Monday, October 05, 2009

Not so canonical momentum

Two weeks ago, I was on Corfu where I attended the conference/school/workshop on particles, astroparticles, strings and cosmology. This was a three week event, the first being on more conventional particle physics, the second on strings and the last on loops and non-commutative geometry and the like. I was mainly there for the second week but stayed a few days longer into the loopy week.

I think it was a clever move by the organisers of the last week to give five hours to the morning lecturers rather than one or two as in the string week. So they had the time to really develop their subjects rather than just mention a few highlights. John Baez has already reported on some of the lectures.

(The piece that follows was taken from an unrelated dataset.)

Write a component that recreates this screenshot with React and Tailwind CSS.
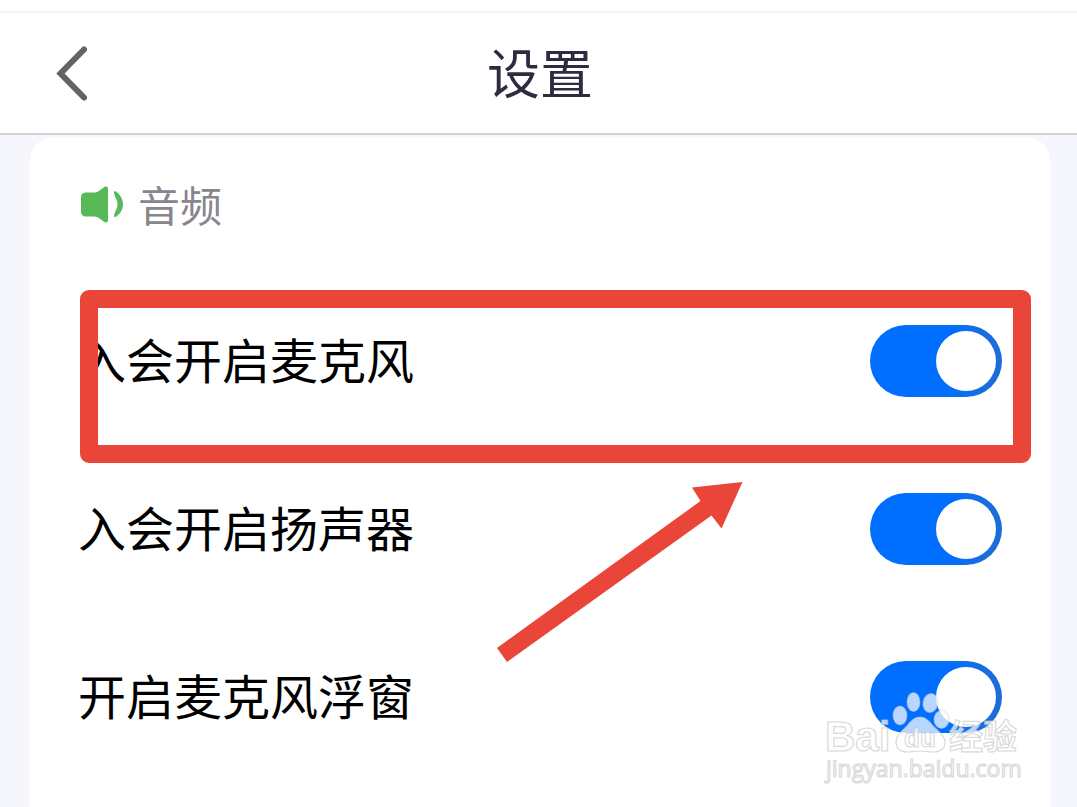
import React, { useState } from 'react';

const INITIAL_SETTINGS = [
  { id: 'mic', label: '入会开启麦克风', enabled: true },
  { id: 'speaker', label: '入会开启扬声器', enabled: true },
  { id: 'floating', label: '开启麦克风浮窗', enabled: true },
];

const BackIcon = () => (
  <svg width="40" height="60" viewBox="0 0 40 60" fill="none" aria-hidden="true">
    <path
      d="M31 6.5 7.500 30.500l23.500 24"
      stroke="#636365"
      strokeWidth="6"
      strokeLinecap="round"
      strokeLinejoin="miter"
    />
  </svg>
);

const SpeakerIcon = () => (
  <svg width="44" height="40" viewBox="0 0 44 40" fill="#58b957" aria-hidden="true">
    <path d="M6 7.500H14c2.500 0 4-.8 5.800-2.300L24.300 2C26 1 28 1.700 28 3.500v32c0 1.800-2 2.500-3.700 1.500L19.800 33.800C18 32.300 16.500 31.500 14 31.500H6C2.800 31.500 1 29.500 1 27v-15C1 9.500 2.800 7.500 6 7.500z" />
    <path d="M34 7.500c0-1.200 1-1.700 2-.9C40.500 10 43 14.500 43 19.300S40.500 28.800 36 31.700c-1 .7-2 .2-1.900-1C34.400 27 37.500 24 37.500 19.300S34.200 11.500 34 7.500z" />
  </svg>
);

const Arrow = () => (
  <svg
    className="pointer-events-none absolute top-9 left-[466px] z-10"
    width="250"
    height="184"
    viewBox="0 0 250 184"
    aria-hidden="true"
  >
    <path d="M1 167 204.500 20 196 6.500 246.500 1 225.500 47.500 215.500 34.500 11 181z" fill="#e94639" />
  </svg>
);

// Translucent brand mark in the bottom corner
const Watermark = () => (
  <svg
    className="pointer-events-none absolute top-[77px] right-6 z-10"
    width="202"
    height="96"
    viewBox="0 0 202 96"
    fill="#ffffff"
    fillOpacity="0.72"
    stroke="#c4c4c4"
    strokeOpacity="0.65"
    strokeWidth="1.2"
  >
    <g strokeOpacity="0.4">
      <ellipse cx="76" cy="25.500" rx="7" ry="9.500" />
      <ellipse cx="89.500" cy="12" rx="6.500" ry="9.500" />
      <ellipse cx="106.500" cy="13" rx="7.500" ry="9.500" transform="rotate(12 106.500 13)" />
      <ellipse cx="117.500" cy="29.500" rx="7.500" ry="9" />
    </g>
    <path d="M96 27c6 0 10 5 14 10 4 4 11 8 11 15 0 7-5 10-12 10-5 0-8-1-13-1s-8 1-13 1c-7 0-11-4-11-10 0-7 6-11 10-15 4-5 8-10 14-10z" />
    <text x="1" y="61" className="font-['Liberation_Sans',sans-serif] text-[42px] font-bold">
      Bai
    </text>
    <text x="80" y="57" className="font-['Liberation_Sans',sans-serif] text-[26px] font-bold">
      du
    </text>
    <text x="125" y="59" className="font-['Noto_Sans_CJK_SC',sans-serif] text-[34px] font-bold">
      经验
    </text>
    <text x="2" y="87" className="font-['Open_Sans',sans-serif] text-[23px]">
      jingyan.baidu.com
    </text>
  </svg>
);

const SettingRow = ({ setting, onToggle, children }) => (
  <li className="relative flex h-42 items-center justify-between px-12">
    <label htmlFor={setting.id} className="pt-1 text-5xl text-black">
      {setting.label}
    </label>
    <input
      id={setting.id}
      type="checkbox"
      role="switch"
      checked={setting.enabled}
      onChange={() => onToggle(setting.id)}
      className="flex h-18 w-33 shrink-0 cursor-pointer appearance-none items-center rounded-full bg-gray-300 p-1.5 before:block before:size-15 before:rounded-full before:bg-white before:content-[''] checked:justify-end checked:bg-linear-to-r checked:from-[#006eff] checked:from-60% checked:to-[#1a6ddb] checked:to-90%"
    />
    {children}
  </li>
);

const App = () => {
  const [settings, setSettings] = useState(INITIAL_SETTINGS);

  const handleToggle = (id) => {
    setSettings((prev) =>
      prev.map((item) => (item.id === id ? { ...item, enabled: !item.enabled } : item))
    );
  };

  return (
    <div className="flex min-h-screen flex-col bg-[#f6f7fc] font-['Liberation_Sans','Noto_Sans_CJK_SC',sans-serif]">
      <div className="h-[13px] border-b-2 border-[#f5f5f6] bg-white" />
      <header className="grid h-[122px] grid-cols-[1fr_auto_1fr] items-center border-b-2 border-[#d2d2d4] bg-white pl-[53px] pr-[50px]">
        <button type="button" aria-label="返回" className="w-10 cursor-pointer">
          <BackIcon />
        </button>
        <h1 className="pt-1 text-[53px] leading-none text-[#2c2b40]">设置</h1>
      </header>

      <main className="flex flex-1 flex-col pt-0.5 pr-[27px] pl-[30px]">
        <section className="relative flex-1 rounded-t-3xl bg-white">
          <h2 className="flex h-34 items-center gap-3.5 px-[50px] text-[42px] text-[#87868d]">
            <SpeakerIcon />
            <span className="pt-1">音频</span>
          </h2>
          <ul className="pt-1">
            {settings.map((setting) => (
              <SettingRow key={setting.id} setting={setting} onToggle={handleToggle}>
                {setting.id === 'mic' && (
                  <div className="pointer-events-none absolute top-[13px] right-[19px] -bottom-[18px] left-[50px] z-10 rounded-[9px] border-18 border-[#e94639]" />
                )}
                {setting.id === 'speaker' && <Arrow />}
                {setting.id === 'floating' && <Watermark />}
              </SettingRow>
            ))}
          </ul>
        </section>
      </main>
    </div>
  );
};

export default App;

I would like to mention something I learned about elementary classical mechanics and quantum mechanics which was just a footnote in Ashtekar's first lecture but which was new to me: One canonical variable can have several canonical conjugates! In the loopy context, this appears as both the old and the new connection variables have the same canonical momentum although they differ by the Imirzi parameter times the second fundamental form (don't worry if you don't know what this is in detail, what's important that the 'positions' are different in the two sets of variables although they have the same canonical momentum).

How can this be? I always thought that if x is a canonical variable the conjugate variabel is determined by p=\partial L/\partial\dot x. What I had not realized is that you could for example take p'=p+x and obtain the same fundamental Poisson brackets (and consequently commuation relations after quantization). Similarly, you could add any function f(x) to the momentum without changing the commutation relations.

The origin of this abiguity can be found in the fact that also the Lagrangian is not unique: You can always add a total derivative without changing the action (at least locally, see below). For example, to obtain p'=p+f(x) by the derivative formula, add d/dt (\int f) to the action. The most general change would be to add d/dt \Lambda(x).

What about the quantum theory? This is most easily seen by realising that upon a gauge transformatio \delta A=d\Lambda, the action of a charge Q particle changes by Q\int d\Lambda. Thus our change in Lagrangian (with a corresponding change in the canonical momentum) can be viewed as a gauge transformation (even if no gauge field is around one could add a trivial one). Correspondingly, the wave function would have to be changed to \psi'=\psi e^{i\Lambda} as acting on \psi' by a canocially quantized p' is the same as \psi acted on by \psi.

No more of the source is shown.